> [The problem] Both boundary lines count: repeat, exactly and alone, the lines from the one containing "Write a component" to the one containing "text-[36px] leading-none text-[#8d8d8d]", with pictures left out.

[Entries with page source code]
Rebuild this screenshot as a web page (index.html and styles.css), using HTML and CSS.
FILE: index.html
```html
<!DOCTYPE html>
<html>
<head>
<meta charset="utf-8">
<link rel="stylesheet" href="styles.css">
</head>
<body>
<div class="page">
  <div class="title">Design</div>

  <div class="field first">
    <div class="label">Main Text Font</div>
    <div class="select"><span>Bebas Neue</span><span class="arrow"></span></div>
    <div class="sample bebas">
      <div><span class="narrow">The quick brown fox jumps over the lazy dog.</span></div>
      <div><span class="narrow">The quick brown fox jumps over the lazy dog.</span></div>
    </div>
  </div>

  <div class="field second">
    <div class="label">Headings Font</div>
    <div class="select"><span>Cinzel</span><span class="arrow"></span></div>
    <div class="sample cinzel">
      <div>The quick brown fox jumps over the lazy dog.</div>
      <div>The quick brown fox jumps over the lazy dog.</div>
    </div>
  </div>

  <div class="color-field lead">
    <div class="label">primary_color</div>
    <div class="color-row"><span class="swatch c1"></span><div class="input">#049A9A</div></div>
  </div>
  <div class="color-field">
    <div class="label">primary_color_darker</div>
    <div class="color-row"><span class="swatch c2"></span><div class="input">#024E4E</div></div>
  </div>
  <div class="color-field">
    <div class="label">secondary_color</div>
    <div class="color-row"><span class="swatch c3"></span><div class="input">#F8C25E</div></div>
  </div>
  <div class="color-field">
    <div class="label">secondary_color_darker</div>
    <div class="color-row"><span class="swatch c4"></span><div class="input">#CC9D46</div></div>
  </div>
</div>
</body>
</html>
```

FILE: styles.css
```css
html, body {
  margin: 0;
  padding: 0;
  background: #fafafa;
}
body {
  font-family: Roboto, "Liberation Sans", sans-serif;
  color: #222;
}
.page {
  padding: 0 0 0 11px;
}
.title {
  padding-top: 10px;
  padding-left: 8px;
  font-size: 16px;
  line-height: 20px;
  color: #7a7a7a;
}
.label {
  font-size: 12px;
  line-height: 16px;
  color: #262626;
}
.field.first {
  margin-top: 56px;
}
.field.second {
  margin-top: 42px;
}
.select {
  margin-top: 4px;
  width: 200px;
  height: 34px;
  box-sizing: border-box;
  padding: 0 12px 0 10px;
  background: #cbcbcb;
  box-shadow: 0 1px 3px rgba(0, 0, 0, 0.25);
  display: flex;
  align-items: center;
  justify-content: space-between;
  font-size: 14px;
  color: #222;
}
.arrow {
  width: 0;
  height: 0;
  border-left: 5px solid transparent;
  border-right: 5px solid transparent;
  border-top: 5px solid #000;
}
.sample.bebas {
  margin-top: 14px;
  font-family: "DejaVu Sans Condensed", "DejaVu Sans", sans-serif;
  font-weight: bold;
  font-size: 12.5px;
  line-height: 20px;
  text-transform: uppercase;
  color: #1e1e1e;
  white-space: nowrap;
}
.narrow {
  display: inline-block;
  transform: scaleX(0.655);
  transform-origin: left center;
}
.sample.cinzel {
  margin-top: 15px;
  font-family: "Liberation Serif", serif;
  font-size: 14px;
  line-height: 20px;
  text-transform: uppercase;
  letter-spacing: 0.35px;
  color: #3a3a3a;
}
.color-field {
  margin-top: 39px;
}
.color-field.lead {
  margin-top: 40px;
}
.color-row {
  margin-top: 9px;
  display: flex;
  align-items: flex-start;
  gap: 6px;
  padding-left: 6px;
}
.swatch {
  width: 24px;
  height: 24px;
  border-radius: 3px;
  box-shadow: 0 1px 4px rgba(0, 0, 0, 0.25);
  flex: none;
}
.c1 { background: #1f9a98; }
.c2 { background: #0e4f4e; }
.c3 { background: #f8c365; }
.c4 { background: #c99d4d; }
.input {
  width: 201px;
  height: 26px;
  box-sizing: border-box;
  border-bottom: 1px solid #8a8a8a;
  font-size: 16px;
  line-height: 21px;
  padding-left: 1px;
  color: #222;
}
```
--
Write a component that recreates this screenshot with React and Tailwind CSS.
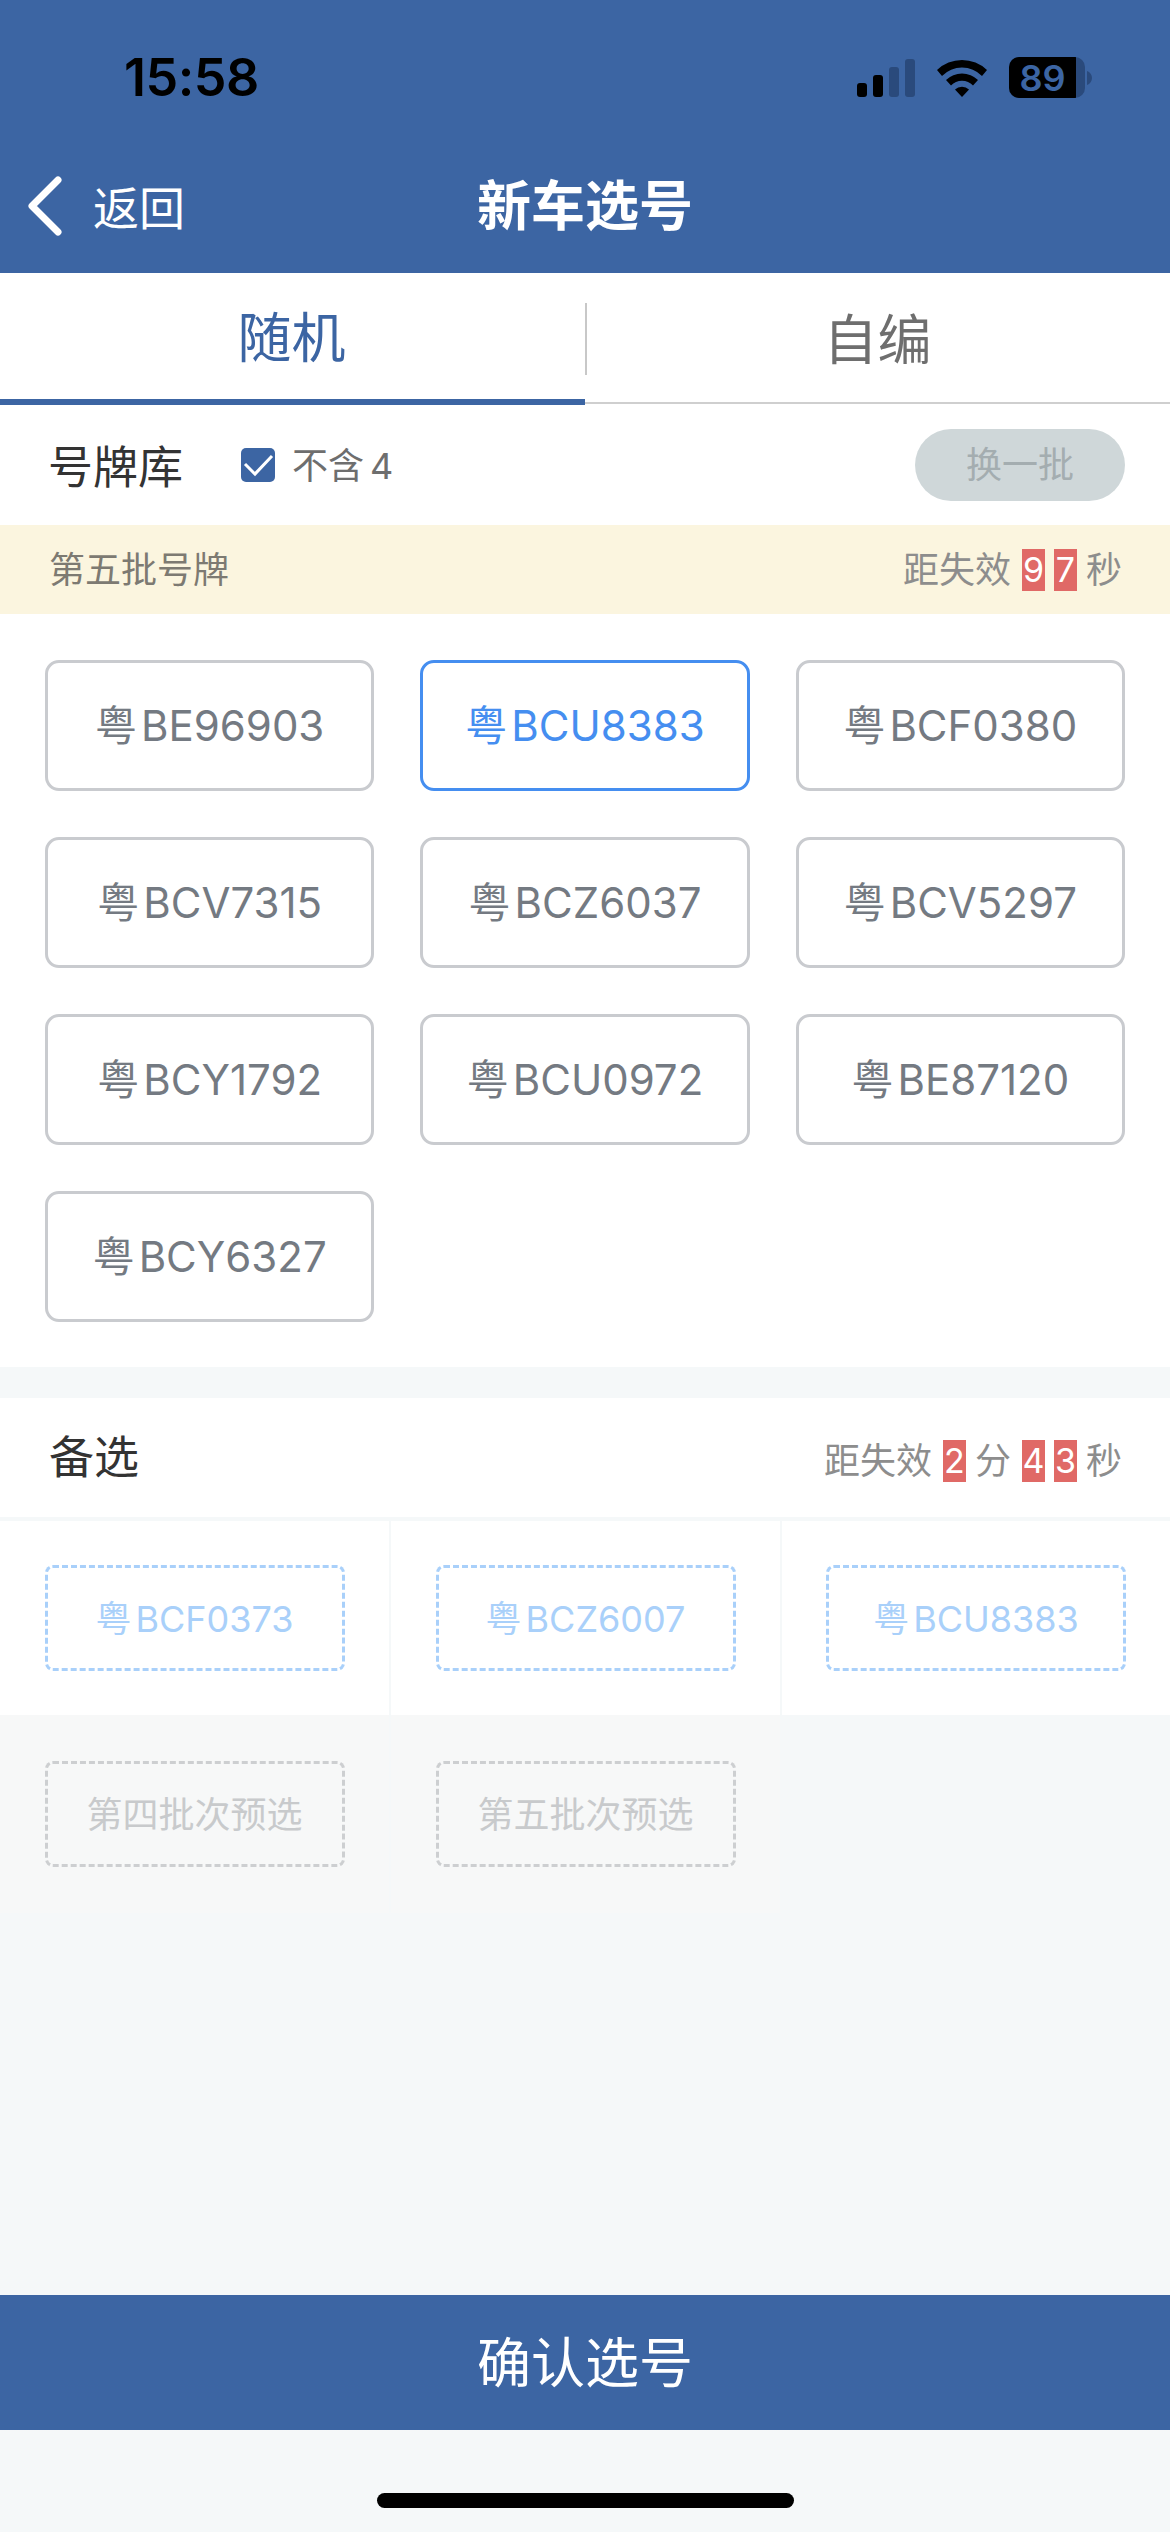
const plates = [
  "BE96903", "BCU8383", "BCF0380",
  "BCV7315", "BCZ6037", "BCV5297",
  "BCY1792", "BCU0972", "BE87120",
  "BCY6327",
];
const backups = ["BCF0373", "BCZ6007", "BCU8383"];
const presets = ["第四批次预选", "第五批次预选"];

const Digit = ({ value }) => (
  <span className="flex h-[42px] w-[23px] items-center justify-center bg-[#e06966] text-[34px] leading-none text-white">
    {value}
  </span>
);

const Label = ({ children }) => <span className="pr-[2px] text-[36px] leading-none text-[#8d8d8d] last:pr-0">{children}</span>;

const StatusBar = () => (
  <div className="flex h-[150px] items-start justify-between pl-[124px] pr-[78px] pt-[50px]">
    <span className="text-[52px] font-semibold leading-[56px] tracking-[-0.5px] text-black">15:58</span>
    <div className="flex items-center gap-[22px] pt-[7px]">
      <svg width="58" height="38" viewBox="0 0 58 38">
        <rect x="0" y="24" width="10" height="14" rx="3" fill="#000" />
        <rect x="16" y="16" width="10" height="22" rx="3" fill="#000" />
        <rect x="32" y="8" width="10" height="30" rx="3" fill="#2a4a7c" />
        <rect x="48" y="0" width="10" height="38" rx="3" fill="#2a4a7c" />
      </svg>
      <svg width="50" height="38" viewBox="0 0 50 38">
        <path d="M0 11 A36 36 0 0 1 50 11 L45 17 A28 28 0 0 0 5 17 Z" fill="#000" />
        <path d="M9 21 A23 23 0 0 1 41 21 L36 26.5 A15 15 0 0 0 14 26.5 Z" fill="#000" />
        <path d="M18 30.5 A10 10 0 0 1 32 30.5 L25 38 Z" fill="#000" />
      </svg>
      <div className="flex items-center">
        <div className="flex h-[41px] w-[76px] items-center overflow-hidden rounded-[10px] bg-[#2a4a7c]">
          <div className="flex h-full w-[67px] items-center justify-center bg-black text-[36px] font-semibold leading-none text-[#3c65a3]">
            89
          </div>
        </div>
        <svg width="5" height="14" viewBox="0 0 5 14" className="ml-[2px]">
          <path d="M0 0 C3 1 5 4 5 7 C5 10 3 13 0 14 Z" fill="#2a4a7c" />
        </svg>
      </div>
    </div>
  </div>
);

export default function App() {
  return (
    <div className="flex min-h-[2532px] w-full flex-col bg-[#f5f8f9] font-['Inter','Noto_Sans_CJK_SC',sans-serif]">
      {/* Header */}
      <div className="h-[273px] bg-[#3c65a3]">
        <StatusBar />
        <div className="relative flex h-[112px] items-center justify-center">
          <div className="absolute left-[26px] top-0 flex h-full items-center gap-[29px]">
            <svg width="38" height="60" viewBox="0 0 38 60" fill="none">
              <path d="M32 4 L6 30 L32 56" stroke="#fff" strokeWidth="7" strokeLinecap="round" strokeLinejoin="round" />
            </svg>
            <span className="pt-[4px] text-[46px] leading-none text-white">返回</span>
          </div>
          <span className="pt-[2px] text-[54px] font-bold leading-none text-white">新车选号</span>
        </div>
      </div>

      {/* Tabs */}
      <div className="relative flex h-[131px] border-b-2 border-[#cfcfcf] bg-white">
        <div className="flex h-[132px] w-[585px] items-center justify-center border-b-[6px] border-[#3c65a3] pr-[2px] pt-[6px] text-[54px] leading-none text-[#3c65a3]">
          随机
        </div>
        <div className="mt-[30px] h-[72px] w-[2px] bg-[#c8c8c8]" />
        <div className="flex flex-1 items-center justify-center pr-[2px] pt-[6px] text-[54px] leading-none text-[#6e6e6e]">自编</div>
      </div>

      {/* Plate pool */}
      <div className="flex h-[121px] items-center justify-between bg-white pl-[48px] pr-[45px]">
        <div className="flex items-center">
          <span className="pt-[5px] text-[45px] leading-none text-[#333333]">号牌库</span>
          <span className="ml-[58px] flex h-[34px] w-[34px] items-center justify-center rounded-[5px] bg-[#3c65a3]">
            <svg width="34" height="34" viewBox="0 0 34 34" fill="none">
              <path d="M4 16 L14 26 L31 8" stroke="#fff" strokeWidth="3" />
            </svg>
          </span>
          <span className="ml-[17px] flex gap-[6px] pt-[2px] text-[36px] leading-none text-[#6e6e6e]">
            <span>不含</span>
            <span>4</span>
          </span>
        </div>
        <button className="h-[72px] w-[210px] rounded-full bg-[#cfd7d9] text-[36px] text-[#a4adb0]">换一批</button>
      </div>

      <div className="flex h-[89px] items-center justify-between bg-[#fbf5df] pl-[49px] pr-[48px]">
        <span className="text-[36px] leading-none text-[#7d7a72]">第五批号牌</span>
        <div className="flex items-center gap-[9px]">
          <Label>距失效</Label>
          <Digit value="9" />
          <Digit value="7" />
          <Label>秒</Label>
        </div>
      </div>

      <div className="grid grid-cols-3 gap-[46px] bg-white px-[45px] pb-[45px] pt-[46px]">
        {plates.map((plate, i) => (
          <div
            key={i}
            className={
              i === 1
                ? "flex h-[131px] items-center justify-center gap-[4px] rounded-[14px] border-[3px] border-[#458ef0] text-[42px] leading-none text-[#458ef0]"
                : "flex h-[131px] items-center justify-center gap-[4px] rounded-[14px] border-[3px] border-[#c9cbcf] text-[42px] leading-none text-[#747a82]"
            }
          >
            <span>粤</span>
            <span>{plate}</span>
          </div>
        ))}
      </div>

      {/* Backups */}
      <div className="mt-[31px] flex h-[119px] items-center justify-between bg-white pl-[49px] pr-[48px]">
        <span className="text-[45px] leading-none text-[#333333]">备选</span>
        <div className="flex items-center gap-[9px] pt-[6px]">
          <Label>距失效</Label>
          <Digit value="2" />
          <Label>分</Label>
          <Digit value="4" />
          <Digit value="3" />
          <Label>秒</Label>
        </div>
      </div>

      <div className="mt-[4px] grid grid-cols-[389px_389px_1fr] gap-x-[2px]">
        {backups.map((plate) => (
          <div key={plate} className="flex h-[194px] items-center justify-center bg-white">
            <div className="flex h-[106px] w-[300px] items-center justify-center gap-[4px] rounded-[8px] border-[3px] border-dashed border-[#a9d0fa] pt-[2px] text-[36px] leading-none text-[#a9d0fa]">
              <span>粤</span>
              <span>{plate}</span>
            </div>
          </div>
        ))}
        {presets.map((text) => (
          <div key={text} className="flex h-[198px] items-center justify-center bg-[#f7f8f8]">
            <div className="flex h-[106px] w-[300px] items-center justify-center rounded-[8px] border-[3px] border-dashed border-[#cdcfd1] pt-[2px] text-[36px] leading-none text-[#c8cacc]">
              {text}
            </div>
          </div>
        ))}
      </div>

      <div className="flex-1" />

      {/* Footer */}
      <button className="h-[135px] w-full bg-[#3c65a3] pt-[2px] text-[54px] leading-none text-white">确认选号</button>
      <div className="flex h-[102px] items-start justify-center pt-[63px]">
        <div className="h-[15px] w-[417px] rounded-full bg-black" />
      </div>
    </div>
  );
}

> [Answer to the task]
Write a component that recreates this screenshot with React and Tailwind CSS.
const plates = [
  "BE96903", "BCU8383", "BCF0380",
  "BCV7315", "BCZ6037", "BCV5297",
  "BCY1792", "BCU0972", "BE87120",
  "BCY6327",
];
const backups = ["BCF0373", "BCZ6007", "BCU8383"];
const presets = ["第四批次预选", "第五批次预选"];

const Digit = ({ value }) => (
  <span className="flex h-[42px] w-[23px] items-center justify-center bg-[#e06966] text-[34px] leading-none text-white">
    {value}
  </span>
);

const Label = ({ children }) => <span className="pr-[2px] text-[36px] leading-none text-[#8d8d8d] last:pr-0">{children}</span>;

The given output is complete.